The main reason we chose this nursery was because it seemed the most organised with regards to what the kids were actually going to do. In about a week, once the teacher has them all sitting obediently at the table, they get a folder with classbook, workbook, and activities to do. I was really impressed with how much they were going to cover before starting real school.
This nursery is even bilingual (as I’m sure they all are these days) and the English teacher is a native speaker who seems very nice, and that also helped our decision. I guess my main worry of not seeing him so much anymore was that maybe his level of English would suffer, so that was a real bonus for me.

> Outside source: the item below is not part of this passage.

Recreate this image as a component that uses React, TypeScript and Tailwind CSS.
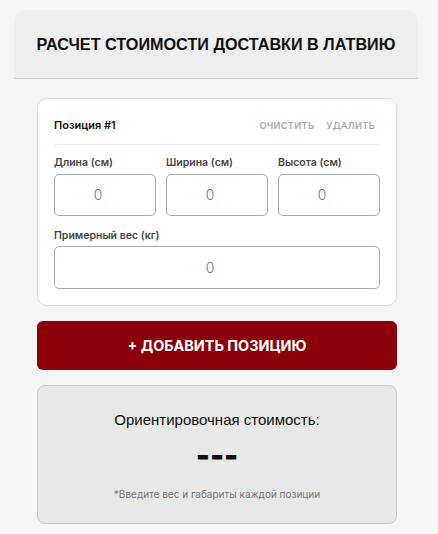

They also have a decent, safe-looking, patio where the kids can run about and knock into each other for half an hour, so it’s not all in the class and hopefully he’ll be suitable knackered when he gets home so he can continue with his nap, so my wife gets another hour or two break as I shoot off to work.
So there you have it. It’s pretty hard sending your kid to nursery, especially after having them at home for so long and not being able to really tell them that it’s perfectly normal for us to abandon him with a group of strange toddlers every morning, and that we will be coming back. Hopefully it will get easier, for everyone. I know deep down that it is good for him, and am starting to accept our society’s mean, awful ways of educating us. We must be mad.
So what experiences do you have with your kids at nursery in Spain, or abroad? Any horror stories? Positive and negative comments welcome.